Determine the number of lines holding the word "Output"; answer with that number only.

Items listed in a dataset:
··········

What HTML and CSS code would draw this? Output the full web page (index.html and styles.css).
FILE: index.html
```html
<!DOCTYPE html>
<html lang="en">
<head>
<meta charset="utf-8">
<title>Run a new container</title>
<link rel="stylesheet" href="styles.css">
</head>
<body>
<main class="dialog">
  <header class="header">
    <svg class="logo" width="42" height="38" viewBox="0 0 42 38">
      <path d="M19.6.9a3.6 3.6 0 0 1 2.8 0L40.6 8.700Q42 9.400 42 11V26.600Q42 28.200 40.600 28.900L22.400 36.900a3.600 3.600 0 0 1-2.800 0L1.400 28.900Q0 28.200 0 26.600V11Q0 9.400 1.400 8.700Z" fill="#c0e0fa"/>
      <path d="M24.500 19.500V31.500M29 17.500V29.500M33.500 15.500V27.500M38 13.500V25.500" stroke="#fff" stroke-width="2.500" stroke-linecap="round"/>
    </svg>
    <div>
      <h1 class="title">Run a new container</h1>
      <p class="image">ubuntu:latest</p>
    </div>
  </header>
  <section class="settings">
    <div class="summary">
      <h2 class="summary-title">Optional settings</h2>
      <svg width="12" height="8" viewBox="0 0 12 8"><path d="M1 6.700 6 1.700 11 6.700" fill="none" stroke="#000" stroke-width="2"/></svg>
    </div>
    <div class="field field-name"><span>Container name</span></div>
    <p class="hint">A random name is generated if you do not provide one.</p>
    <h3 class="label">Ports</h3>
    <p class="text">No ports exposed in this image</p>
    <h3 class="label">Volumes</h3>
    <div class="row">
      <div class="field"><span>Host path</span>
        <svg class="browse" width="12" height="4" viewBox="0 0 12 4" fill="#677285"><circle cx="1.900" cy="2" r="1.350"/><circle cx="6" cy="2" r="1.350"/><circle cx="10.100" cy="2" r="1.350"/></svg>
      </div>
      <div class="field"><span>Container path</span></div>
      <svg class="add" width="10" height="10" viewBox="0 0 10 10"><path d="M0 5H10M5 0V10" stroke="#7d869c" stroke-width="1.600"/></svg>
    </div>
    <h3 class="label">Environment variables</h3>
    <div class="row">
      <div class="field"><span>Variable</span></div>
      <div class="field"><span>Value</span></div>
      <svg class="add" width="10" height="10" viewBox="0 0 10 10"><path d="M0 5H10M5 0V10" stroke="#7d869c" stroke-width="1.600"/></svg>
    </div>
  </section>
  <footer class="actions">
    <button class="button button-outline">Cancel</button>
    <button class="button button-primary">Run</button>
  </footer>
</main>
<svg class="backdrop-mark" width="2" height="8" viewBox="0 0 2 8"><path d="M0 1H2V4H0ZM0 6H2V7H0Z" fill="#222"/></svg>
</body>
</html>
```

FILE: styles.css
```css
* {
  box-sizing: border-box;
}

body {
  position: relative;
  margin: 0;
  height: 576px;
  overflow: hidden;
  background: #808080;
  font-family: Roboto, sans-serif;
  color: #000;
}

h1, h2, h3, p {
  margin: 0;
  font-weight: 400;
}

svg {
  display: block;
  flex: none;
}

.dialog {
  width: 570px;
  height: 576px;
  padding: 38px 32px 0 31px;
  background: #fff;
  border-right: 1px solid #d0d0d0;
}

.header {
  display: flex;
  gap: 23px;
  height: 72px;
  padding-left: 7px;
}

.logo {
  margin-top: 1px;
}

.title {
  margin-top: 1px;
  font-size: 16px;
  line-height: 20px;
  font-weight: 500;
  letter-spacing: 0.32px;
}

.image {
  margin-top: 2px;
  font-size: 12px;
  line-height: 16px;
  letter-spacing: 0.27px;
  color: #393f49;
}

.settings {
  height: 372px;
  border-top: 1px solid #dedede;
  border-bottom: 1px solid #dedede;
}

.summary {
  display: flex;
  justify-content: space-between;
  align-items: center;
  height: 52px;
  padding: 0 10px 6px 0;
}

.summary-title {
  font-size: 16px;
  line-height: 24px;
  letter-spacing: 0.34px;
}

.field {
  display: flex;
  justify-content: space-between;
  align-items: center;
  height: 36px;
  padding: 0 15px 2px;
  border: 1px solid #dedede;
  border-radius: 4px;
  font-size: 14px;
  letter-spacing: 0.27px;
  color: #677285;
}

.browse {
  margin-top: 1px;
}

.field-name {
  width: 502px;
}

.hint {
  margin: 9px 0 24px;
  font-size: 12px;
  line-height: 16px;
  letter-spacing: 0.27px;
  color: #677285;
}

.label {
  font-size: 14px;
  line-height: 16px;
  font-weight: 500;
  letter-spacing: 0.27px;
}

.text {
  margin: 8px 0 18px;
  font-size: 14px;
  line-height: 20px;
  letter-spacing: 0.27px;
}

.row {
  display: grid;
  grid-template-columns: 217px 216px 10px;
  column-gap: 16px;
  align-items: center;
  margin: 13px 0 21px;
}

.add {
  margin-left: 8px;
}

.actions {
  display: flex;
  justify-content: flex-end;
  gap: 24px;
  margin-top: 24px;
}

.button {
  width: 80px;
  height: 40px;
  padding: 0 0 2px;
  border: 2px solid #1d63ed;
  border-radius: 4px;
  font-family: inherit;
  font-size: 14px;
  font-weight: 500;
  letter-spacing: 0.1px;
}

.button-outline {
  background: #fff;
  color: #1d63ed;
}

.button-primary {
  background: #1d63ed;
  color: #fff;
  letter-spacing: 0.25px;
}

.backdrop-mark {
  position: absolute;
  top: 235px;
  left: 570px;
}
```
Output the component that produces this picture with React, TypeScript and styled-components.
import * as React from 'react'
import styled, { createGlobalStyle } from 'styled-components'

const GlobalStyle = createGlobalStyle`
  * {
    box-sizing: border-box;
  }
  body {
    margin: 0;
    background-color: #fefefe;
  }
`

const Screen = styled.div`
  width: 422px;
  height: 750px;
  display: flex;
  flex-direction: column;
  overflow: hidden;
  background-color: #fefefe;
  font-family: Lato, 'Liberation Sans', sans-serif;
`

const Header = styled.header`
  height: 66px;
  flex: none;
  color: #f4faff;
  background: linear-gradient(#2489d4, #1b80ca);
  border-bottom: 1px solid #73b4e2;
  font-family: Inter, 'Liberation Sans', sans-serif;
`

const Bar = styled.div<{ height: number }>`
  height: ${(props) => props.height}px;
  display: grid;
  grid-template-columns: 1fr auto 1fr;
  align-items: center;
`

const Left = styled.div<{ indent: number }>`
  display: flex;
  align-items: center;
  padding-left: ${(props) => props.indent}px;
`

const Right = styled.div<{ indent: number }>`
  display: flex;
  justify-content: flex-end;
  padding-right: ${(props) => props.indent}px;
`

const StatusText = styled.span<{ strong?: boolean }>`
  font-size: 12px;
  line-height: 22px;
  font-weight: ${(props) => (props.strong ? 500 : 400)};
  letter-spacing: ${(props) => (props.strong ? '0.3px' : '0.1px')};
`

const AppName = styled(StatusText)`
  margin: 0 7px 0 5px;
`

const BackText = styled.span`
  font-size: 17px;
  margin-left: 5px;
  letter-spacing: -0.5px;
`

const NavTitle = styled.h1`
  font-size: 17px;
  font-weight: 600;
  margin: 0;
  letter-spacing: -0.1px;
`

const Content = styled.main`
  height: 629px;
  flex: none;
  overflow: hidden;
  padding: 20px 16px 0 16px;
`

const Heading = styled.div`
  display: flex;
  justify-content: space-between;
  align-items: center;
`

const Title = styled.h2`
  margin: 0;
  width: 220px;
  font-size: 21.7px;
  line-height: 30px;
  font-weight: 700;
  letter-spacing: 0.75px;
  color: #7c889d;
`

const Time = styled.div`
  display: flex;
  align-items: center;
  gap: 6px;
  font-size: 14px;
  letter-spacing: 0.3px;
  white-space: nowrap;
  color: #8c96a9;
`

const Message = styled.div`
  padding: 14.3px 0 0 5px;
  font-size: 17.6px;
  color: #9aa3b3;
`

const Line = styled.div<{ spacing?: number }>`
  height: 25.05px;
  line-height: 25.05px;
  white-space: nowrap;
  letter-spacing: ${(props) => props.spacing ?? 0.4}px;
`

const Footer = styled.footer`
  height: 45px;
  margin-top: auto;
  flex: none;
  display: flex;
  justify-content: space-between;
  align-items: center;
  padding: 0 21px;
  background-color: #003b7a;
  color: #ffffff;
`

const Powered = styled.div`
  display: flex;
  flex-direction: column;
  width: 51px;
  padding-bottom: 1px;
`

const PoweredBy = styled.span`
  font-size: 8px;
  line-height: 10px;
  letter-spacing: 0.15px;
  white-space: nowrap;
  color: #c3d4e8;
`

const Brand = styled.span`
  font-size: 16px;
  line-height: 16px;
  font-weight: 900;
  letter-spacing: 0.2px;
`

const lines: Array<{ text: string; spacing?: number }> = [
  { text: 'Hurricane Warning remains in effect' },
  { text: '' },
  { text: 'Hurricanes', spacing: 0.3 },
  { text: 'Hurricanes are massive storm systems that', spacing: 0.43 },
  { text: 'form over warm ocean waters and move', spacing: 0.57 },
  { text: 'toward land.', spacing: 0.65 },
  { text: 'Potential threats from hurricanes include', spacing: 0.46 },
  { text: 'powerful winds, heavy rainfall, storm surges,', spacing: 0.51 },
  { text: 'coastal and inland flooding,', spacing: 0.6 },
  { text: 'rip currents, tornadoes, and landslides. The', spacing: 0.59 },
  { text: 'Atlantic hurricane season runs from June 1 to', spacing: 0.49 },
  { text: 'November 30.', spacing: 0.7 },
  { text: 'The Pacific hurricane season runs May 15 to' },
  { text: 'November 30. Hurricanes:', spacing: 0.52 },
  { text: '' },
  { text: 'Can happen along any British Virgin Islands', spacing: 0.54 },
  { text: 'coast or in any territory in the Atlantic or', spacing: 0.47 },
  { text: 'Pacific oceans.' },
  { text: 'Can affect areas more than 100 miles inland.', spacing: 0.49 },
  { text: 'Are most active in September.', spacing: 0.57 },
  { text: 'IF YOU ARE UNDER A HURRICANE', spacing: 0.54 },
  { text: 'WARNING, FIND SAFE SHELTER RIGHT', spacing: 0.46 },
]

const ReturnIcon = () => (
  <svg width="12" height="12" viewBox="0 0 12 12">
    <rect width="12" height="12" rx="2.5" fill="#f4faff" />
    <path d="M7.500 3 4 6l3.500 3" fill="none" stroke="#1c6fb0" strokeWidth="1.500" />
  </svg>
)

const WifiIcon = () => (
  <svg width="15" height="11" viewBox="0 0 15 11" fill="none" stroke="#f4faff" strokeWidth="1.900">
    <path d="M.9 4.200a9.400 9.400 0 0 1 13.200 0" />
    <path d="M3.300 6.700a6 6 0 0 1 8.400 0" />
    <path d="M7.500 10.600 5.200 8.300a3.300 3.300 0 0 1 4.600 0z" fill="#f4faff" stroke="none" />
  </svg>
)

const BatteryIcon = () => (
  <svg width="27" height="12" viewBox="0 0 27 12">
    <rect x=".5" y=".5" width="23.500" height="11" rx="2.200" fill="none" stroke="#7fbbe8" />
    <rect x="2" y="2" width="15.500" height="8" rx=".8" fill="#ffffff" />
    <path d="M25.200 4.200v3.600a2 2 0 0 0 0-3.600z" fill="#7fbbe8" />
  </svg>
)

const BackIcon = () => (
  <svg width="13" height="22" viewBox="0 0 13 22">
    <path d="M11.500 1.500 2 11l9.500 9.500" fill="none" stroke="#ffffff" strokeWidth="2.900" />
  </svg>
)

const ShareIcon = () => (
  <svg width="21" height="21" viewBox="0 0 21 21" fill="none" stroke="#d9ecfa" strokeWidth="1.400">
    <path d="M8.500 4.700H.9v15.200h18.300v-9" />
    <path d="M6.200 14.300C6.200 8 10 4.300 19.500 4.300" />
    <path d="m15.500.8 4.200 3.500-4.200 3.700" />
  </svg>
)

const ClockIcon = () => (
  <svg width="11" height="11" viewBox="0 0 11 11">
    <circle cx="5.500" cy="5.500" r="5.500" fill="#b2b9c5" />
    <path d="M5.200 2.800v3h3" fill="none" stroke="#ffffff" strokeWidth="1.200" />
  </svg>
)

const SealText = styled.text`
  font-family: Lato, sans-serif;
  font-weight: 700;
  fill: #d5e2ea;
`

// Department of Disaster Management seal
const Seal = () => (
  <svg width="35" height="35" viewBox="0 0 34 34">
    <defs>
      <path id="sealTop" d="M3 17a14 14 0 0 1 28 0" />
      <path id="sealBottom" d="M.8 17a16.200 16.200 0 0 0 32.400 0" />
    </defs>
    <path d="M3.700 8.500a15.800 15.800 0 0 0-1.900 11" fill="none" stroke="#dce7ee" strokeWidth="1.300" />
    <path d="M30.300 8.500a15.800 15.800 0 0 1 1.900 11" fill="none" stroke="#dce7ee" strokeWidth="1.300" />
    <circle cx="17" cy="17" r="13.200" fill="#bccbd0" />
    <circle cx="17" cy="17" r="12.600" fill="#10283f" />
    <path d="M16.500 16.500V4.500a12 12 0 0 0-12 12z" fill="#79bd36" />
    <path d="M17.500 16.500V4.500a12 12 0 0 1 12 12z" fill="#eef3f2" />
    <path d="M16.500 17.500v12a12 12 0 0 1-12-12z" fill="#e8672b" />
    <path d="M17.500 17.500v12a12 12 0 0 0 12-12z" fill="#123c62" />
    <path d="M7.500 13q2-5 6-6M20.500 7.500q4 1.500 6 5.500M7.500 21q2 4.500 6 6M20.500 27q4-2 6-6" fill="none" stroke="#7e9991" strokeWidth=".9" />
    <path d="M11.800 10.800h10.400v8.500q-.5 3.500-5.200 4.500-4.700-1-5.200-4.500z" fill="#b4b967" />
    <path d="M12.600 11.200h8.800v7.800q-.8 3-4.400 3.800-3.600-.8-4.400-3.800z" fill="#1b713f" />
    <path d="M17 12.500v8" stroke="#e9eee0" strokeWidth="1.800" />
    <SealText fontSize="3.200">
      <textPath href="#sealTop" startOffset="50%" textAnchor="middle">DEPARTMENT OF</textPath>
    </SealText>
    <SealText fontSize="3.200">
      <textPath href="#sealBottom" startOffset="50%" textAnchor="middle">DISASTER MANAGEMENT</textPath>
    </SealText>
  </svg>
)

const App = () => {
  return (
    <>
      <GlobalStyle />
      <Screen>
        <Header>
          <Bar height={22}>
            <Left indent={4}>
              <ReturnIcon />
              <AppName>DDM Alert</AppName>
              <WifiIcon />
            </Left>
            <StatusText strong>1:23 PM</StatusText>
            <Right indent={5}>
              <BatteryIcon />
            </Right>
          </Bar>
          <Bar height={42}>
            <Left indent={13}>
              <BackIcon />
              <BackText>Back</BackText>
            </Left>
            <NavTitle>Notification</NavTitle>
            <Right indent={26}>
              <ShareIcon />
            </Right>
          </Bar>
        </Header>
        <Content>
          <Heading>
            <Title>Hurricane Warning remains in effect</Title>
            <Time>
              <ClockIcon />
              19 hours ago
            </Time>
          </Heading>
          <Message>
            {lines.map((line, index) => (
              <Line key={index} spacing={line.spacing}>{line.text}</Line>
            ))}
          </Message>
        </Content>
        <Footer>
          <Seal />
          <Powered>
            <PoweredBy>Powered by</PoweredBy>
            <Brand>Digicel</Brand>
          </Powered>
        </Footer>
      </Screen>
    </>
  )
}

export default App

··········

— WORKED ANSWER —
2